In the short term, the latest releases from the ECB provide the following guidance: stabilisation of its balance sheet and the first increase in reference rates forecast for the beginning of H2 2019. An adjustment to be anticipated.

In the case of a major financial shock, the story will be very different but also able to be modelled with a high degree of precision.



The in-depth combination of economic and financial expertise allows us to obtain better conclusions than market consensus and enables us to build powerful, differentiating tools for forecasting and modelling.

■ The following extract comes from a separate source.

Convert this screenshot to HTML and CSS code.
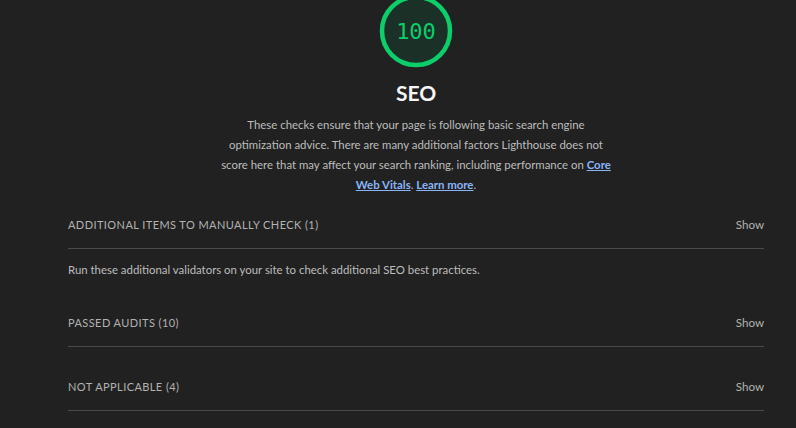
FILE: index.html
```html
<!DOCTYPE html>
<html>
<head>
<meta charset="utf-8">
<link rel="stylesheet" href="styles.css">
</head>
<body>
<div class="category">
  <div class="gauge-wrap">
    <svg class="gauge" width="80" height="80" viewBox="0 0 80 80">
      <circle cx="40" cy="40" r="34" fill="#1b3027" stroke="#0cce6b" stroke-width="4.5"/>
    </svg>
    <span class="gauge-score">100</span>
  </div>
  <div class="title">SEO</div>
  <p class="desc">These checks ensure that your page is following basic search engine optimization advice. There are many additional factors Lighthouse does not score here that may affect your search ranking, including performance on <a href="#">Core Web Vitals</a>. <a href="#">Learn more</a>.</p>

  <div class="group">
    <div class="group-header"><span class="group-title">Additional items to manually check (1)</span><span class="show">Show</span></div>
    <p class="group-desc">Run these additional validators on your site to check additional SEO best practices.</p>
  </div>
  <div class="group">
    <div class="group-header"><span class="group-title">Passed audits (10)</span><span class="show">Show</span></div>
  </div>
  <div class="group">
    <div class="group-header"><span class="group-title">Not applicable (4)</span><span class="show">Show</span></div>
  </div>
</div>
</body>
</html>
```
FILE: styles.css
```css
html, body {
  margin: 0;
  background: #212121;
  font-family: Lato, "Open Sans", sans-serif;
  color: #bdbdbd;
  overflow: hidden;
}
.category {
  padding: 0 32px 0 68px;
}
.gauge-wrap {
  position: relative;
  width: 80px;
  height: 80px;
  margin: -9px auto 0;
}
.gauge {
  display: block;
}
.gauge-score {
  position: absolute;
  left: 0;
  right: 0;
  top: 29px;
  text-align: center;
  font-family: "DejaVu Sans Mono", "Liberation Mono", monospace;
  font-size: 22px;
  line-height: 24px;
  color: #0cce6b;
}
.title {
  text-align: center;
  color: #f5f5f5;
  font-size: 21px;
  font-weight: 700;
  line-height: 28px;
  margin-top: 8px;
}
.desc {
  width: 400px;
  margin: 8px auto 6px;
  text-align: center;
  font-size: 11.4px;
  line-height: 20px;
  color: #bdbdbd;
}
.desc a {
  color: #8ab4f8;
  font-weight: 700;
}
.group-header {
  display: flex;
  justify-content: space-between;
  align-items: center;
  height: 47px;
  border-bottom: 1px solid #4a4a4a;
}
.group + .group {
  margin-top: 16px;
}
.group-title {
  text-transform: uppercase;
  font-size: 11px;
  letter-spacing: 0.42px;
  color: #b2b2b2;
}
.show {
  font-size: 11.6px;
  color: #b2b2b2;
}
.group-desc {
  margin: 11px 0 19px;
  font-size: 11.4px;
  line-height: 20px;
  color: #bdbdbd;
}
```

To be limited to consensus and go without such precise tools is not something worth considering for a sophisticated investor.



Appendix 1:
Development of interest rates (10-year OAT), inflation and their spread in France since 1991


Appendix 2:
Development of the size of the ECB’s balance sheet versus prices per m² in Paris

1 Note that 1991 was, at the time, a peak year in the cycle closing out the upswing period in Paris property speculation.
2 Or, at best, exhibiting a level of intermediate growth.
3 The correlation index is a statistical indicator representing the link between relative variations in share prices or different indices. A correlation index of zero indicates a total absence of link; a correlation index of one indicates an extremely high degree of proportionality.